Reproduce the listing word for word. Skip any image.
*****
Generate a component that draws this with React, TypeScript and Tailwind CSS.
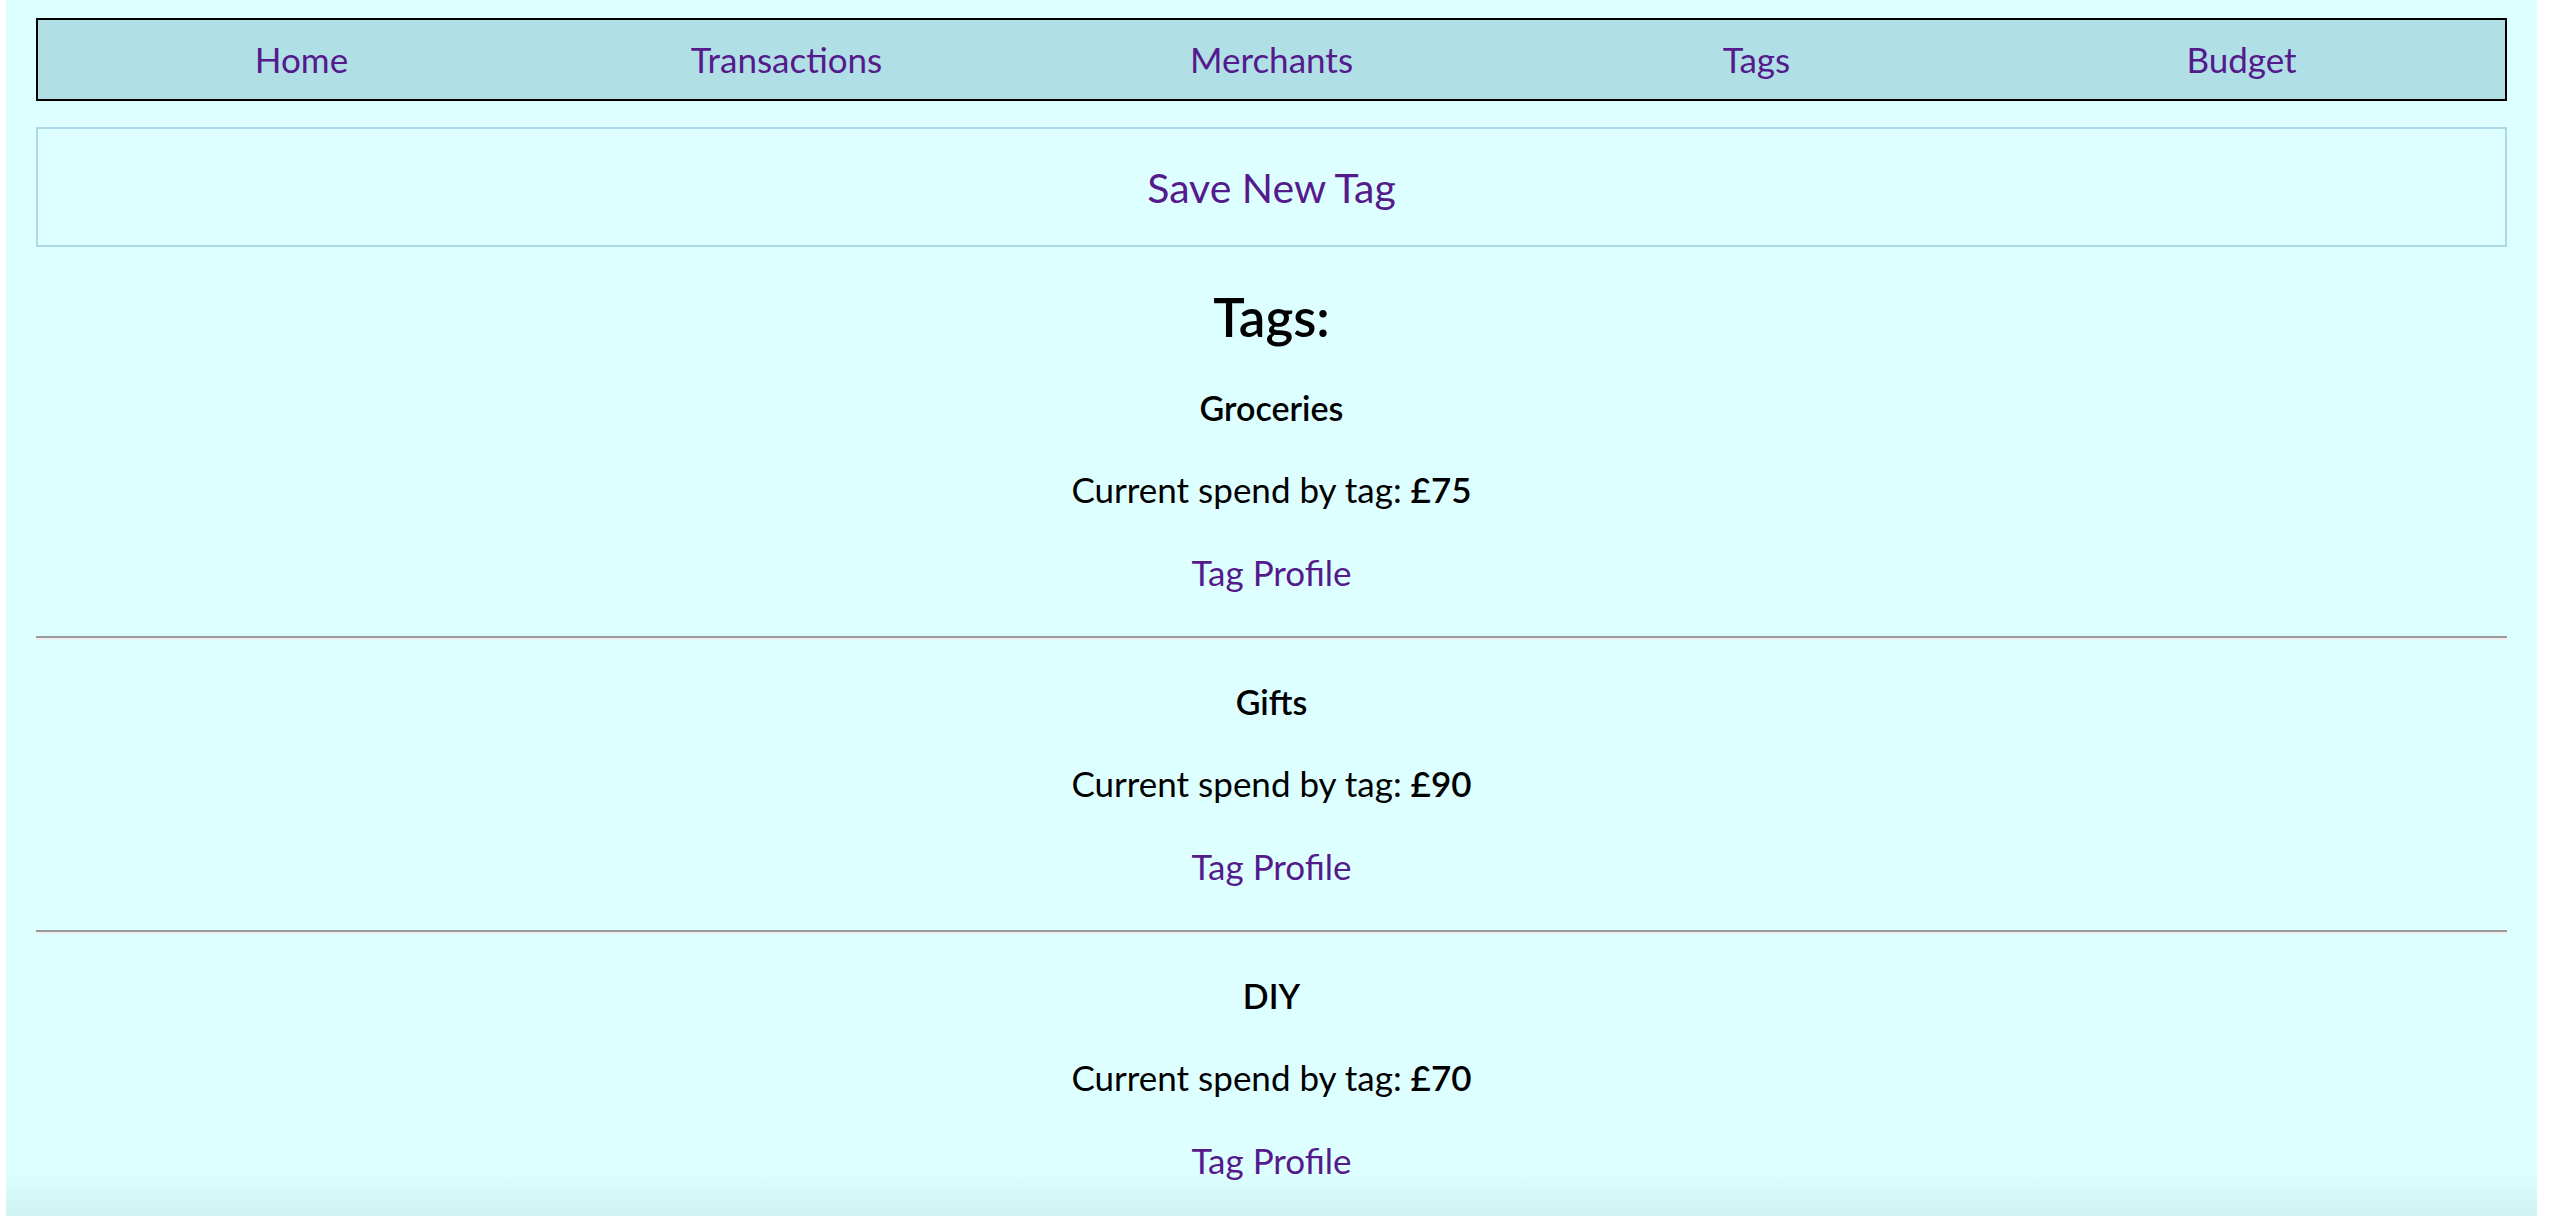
import React from "react";

const tags = [
  { name: "Groceries", spend: "£75" },
  { name: "Gifts", spend: "£90" },
  { name: "DIY", spend: "£70" },
];

const navItems = ["Home", "Transactions", "Merchants", "Tags", "Budget"];

export default function App() {
  return (
    <div className="w-[2550px] h-[1216px] bg-white overflow-hidden" style={{ fontFamily: "Lato, 'Noto Sans', sans-serif" }}>
      <div className="ml-[6px] w-[2531px] h-[1216px] bg-[linear-gradient(to_bottom,#DDFFFF_calc(100%-45px),#D0F2F2)] px-[30px] pt-[18px]">
        <nav className="h-[83px] border-2 border-black bg-[#B0E0E6] grid grid-cols-5 items-center px-[21px]">
          {navItems.map((n) => (
            <div key={n} className="text-center text-[35px] text-[#551A8B] leading-none">
              {n}
            </div>
          ))}
        </nav>
        <div className="mt-[26px] h-[120px] border-2 border-[#ADD8E6] flex items-center justify-center">
          <span className="text-[41px] text-[#551A8B] leading-none">Save New Tag</span>
        </div>
        <h2 className="mt-[41px] h-[58px] leading-[58px] text-center text-[53px] font-semibold text-black">Tags:</h2>
        <div className="mt-[38px]">
          {tags.map((t, i) => (
            <div key={t.name}>
              {i > 0 && <div className="h-[38px]" />}
              <div className="h-[48px] leading-[48px] text-center text-[34px] font-semibold text-black">{t.name}</div>
              <div className="mt-[33px] h-[48px] leading-[48px] text-center text-[35px] text-black">
                Current spend by tag: <span className="font-semibold">{t.spend}</span>
              </div>
              <div className="mt-[35px] h-[48px] leading-[48px] text-center text-[35px] text-[#551A8B]">Tag Profile</div>
              {i < tags.length - 1 && (
                <div className="mt-[40px] h-[4px] border-t-2 border-t-[#9A9A9A] border-b-2 border-b-[#EEEEEE]" />
              )}
            </div>
          ))}
        </div>
      </div>
    </div>
  );
}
*****
- **SOLUTION**
Generate a component that draws this with React, TypeScript and Tailwind CSS.
import React from "react";

const tags = [
  { name: "Groceries", spend: "£75" },
  { name: "Gifts", spend: "£90" },
  { name: "DIY", spend: "£70" },
];

const navItems = ["Home", "Transactions", "Merchants", "Tags", "Budget"];

export default function App() {
  return (
    <div className="w-[2550px] h-[1216px] bg-white overflow-hidden" style={{ fontFamily: "Lato, 'Noto Sans', sans-serif" }}>
      <div className="ml-[6px] w-[2531px] h-[1216px] bg-[linear-gradient(to_bottom,#DDFFFF_calc(100%-45px),#D0F2F2)] px-[30px] pt-[18px]">
        <nav className="h-[83px] border-2 border-black bg-[#B0E0E6] grid grid-cols-5 items-center px-[21px]">
          {navItems.map((n) => (
            <div key={n} className="text-center text-[35px] text-[#551A8B] leading-none">
              {n}
            </div>
          ))}
        </nav>
        <div className="mt-[26px] h-[120px] border-2 border-[#ADD8E6] flex items-center justify-center">
          <span className="text-[41px] text-[#551A8B] leading-none">Save New Tag</span>
        </div>
        <h2 className="mt-[41px] h-[58px] leading-[58px] text-center text-[53px] font-semibold text-black">Tags:</h2>
        <div className="mt-[38px]">
          {tags.map((t, i) => (
            <div key={t.name}>
              {i > 0 && <div className="h-[38px]" />}
              <div className="h-[48px] leading-[48px] text-center text-[34px] font-semibold text-black">{t.name}</div>
              <div className="mt-[33px] h-[48px] leading-[48px] text-center text-[35px] text-black">
                Current spend by tag: <span className="font-semibold">{t.spend}</span>
              </div>
              <div className="mt-[35px] h-[48px] leading-[48px] text-center text-[35px] text-[#551A8B]">Tag Profile</div>
              {i < tags.length - 1 && (
                <div className="mt-[40px] h-[4px] border-t-2 border-t-[#9A9A9A] border-b-2 border-b-[#EEEEEE]" />
              )}
            </div>
          ))}
        </div>
      </div>
    </div>
  );
}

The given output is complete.